February 21st, 2012
| | From a purely German point of view, I think you're right. Hitler lost the war for Germany and without his bungling, disasters such as the demise of the 6th army at Stalingrad, and failure to take Leningrad and Moscow would have been properly planned and carried out. Military geniuses such as Manstein, Hoth, Gunderian, and Rommel would not have been dismissed or forced to commit suicide because of Hitler's whim. However, I must say the General Staff was not perfect. The Battle of Kursk was an entirely OKH planned offensive, and was a complete failure. But ultimately we should not only look to such factors in assessing Hitler or any other German role-player’s judgment in WW2 - in many ways this was in any case completely overshadowed by ULTRA, the real hidden hand of Allied success against Germany. As always, superior intelligence provides the critical advantage in any strategic process, and WWII was no exception.
Originally Posted by Der Alte
The more I study the German war effort, the more convinced I become that Dunkirk laid the foundations for the German defeat.
For Germany´s military leadership Dunkirk was the first great turning-point in the Second World War. Hitler was confident that with this battle he had demonstrated his “military invincibility” to the world. Had not the victory been won, to some extent at least, in accordance with his own ideas?

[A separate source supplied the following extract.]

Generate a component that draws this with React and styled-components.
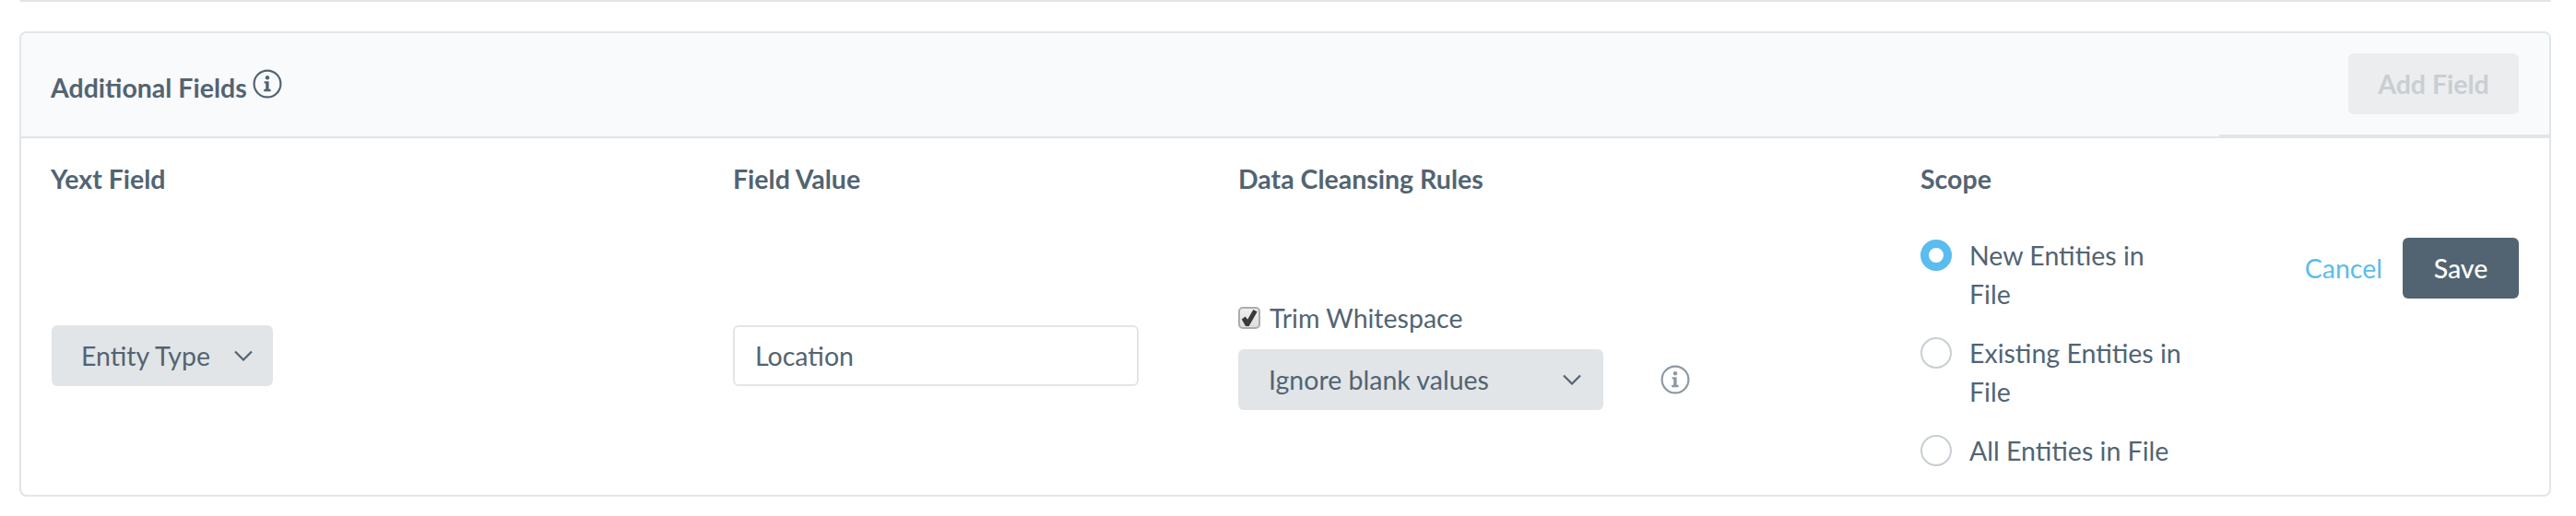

The campaign also confirmed his belief in his own military genius, while National Socialist propaganda went to reckless lengths to develop a single instance into a myth of invincibility. This was the original source of Hitler’s military hubris; the psychological factor which as time went on was to exercise a more and more deleterious effect on Germany’s conduct of the war. Further, it was during the Dunkirk campaign that Hitler first forced OKH to accept his own military views, by short-circuiting it at a critical juncture of the fighting and transferring a decision of far-reaching importance to a subordinate command whose views happened to coincide with his own.
In the last resort this was an important step towards the confusion which later so confounded Germany’s military leadership. What now developed was a gradual inner dissolution of the chain of command; the actual military instrument of leadership, the OKH, was undermined, overruled, and finally abolished altogether – with terrible consequences for the German people.
The course was laid and just like the Titanic Germany was on the way to her destiny.